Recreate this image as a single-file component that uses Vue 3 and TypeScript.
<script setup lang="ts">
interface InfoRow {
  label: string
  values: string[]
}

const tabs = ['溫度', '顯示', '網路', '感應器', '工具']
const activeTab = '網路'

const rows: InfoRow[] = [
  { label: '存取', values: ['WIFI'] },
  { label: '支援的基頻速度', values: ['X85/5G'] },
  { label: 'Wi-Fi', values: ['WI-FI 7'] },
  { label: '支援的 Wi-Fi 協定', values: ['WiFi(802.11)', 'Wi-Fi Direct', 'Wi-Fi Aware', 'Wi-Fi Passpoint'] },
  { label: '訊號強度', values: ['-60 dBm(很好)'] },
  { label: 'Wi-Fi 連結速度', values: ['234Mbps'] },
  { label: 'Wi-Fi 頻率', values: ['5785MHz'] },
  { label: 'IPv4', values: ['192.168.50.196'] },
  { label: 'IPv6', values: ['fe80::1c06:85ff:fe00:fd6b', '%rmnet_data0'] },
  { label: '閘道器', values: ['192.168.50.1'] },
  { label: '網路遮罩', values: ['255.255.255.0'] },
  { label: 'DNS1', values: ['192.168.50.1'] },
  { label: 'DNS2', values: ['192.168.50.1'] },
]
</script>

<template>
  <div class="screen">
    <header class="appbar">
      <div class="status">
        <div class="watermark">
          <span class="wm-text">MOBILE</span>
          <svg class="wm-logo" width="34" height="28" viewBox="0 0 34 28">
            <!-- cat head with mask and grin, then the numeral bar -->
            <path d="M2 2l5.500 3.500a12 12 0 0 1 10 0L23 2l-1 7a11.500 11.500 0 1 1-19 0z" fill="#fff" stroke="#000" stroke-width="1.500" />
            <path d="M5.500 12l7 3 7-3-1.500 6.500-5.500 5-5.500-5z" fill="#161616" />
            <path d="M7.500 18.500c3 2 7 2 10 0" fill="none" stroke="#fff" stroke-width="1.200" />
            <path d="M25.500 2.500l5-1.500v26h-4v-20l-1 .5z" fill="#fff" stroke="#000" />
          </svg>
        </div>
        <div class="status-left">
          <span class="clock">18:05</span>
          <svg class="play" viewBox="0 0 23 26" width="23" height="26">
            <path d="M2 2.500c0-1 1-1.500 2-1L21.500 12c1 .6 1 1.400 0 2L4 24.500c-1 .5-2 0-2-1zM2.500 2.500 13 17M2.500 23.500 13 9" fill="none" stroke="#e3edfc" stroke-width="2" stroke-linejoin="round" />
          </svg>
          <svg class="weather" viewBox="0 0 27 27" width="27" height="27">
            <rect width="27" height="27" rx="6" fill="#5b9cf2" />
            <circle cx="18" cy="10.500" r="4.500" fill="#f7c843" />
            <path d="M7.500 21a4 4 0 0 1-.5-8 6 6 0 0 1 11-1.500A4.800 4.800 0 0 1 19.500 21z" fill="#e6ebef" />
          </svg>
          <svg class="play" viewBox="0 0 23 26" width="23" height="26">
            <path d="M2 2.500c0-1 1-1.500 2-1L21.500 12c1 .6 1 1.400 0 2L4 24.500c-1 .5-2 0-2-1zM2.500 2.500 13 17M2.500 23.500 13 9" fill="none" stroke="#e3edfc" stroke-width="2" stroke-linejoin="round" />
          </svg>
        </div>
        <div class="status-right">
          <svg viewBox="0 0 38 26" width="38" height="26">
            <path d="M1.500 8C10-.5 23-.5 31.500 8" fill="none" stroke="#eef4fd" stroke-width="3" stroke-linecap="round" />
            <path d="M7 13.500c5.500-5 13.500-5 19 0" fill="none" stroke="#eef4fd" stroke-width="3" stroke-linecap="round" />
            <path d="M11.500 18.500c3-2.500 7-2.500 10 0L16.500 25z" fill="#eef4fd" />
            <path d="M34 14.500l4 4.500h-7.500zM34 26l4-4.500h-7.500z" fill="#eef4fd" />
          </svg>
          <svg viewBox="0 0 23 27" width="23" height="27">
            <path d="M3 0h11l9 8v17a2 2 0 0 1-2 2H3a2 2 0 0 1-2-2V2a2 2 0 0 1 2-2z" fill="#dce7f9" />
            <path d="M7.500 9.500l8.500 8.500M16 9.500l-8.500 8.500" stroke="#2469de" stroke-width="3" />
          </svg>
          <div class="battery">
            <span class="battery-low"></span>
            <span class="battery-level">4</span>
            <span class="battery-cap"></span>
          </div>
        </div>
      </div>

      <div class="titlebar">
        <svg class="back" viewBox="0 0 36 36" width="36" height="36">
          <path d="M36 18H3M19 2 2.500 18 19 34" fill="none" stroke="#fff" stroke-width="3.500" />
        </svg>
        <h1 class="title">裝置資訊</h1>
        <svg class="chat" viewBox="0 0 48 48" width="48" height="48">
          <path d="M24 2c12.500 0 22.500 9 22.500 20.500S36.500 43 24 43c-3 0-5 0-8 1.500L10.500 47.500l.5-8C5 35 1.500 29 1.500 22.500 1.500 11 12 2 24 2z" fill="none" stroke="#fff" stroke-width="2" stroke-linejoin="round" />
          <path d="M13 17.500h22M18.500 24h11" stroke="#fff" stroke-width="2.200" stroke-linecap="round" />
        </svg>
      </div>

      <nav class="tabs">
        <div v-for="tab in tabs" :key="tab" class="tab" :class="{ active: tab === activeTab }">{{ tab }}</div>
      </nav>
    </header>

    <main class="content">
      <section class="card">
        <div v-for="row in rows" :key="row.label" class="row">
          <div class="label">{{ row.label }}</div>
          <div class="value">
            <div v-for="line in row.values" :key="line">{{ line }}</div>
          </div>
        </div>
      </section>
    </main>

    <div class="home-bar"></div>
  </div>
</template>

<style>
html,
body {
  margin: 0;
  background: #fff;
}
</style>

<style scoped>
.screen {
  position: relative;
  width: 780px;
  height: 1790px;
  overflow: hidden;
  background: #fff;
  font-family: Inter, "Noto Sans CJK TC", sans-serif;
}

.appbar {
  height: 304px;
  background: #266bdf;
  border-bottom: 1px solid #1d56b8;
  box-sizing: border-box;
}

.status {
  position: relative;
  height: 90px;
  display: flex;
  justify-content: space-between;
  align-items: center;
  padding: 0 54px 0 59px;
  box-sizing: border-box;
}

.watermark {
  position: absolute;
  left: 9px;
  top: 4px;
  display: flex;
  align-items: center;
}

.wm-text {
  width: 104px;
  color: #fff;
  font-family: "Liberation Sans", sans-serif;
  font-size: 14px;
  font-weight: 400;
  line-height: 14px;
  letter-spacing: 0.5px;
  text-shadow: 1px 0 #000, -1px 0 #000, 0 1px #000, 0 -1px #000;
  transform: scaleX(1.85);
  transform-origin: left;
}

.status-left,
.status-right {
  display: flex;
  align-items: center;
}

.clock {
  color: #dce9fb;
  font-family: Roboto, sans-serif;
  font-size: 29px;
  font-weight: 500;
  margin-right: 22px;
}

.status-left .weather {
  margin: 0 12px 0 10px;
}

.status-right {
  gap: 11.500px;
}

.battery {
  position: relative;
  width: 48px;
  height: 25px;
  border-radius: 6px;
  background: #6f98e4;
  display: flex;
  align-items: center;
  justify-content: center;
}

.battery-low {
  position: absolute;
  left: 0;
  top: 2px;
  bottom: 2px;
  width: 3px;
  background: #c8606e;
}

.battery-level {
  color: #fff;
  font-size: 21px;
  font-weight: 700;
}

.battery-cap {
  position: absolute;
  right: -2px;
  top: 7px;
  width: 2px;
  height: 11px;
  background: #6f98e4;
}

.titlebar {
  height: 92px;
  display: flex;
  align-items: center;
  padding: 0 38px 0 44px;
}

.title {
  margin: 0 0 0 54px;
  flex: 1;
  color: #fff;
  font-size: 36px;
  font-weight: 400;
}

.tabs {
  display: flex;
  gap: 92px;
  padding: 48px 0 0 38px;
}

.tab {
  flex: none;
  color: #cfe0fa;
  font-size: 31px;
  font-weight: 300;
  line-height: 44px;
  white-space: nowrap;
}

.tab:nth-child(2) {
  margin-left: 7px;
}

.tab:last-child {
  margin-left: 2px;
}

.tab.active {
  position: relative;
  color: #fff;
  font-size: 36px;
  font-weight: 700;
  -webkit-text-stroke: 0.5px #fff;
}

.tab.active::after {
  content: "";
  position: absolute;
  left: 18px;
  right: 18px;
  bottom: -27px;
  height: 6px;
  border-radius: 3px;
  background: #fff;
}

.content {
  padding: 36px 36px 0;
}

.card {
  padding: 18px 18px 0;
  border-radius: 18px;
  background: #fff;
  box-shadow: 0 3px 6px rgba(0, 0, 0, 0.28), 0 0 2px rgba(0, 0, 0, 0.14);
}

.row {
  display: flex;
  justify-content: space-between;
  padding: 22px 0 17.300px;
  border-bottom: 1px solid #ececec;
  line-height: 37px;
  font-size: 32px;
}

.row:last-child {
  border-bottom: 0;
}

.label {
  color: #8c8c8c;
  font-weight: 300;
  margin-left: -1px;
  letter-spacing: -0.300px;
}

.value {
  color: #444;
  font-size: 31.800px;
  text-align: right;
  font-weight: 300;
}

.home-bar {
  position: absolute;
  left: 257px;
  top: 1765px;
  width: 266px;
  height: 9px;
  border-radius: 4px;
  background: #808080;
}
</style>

TASK GOAL
Lines from the beginning of the data above through the line containing "const activeTab = '網路'" are to be returned exactly, and no others.

RESULT
Recreate this image as a single-file component that uses Vue 3 and TypeScript.
<script setup lang="ts">
interface InfoRow {
  label: string
  values: string[]
}

const tabs = ['溫度', '顯示', '網路', '感應器', '工具']
const activeTab = '網路'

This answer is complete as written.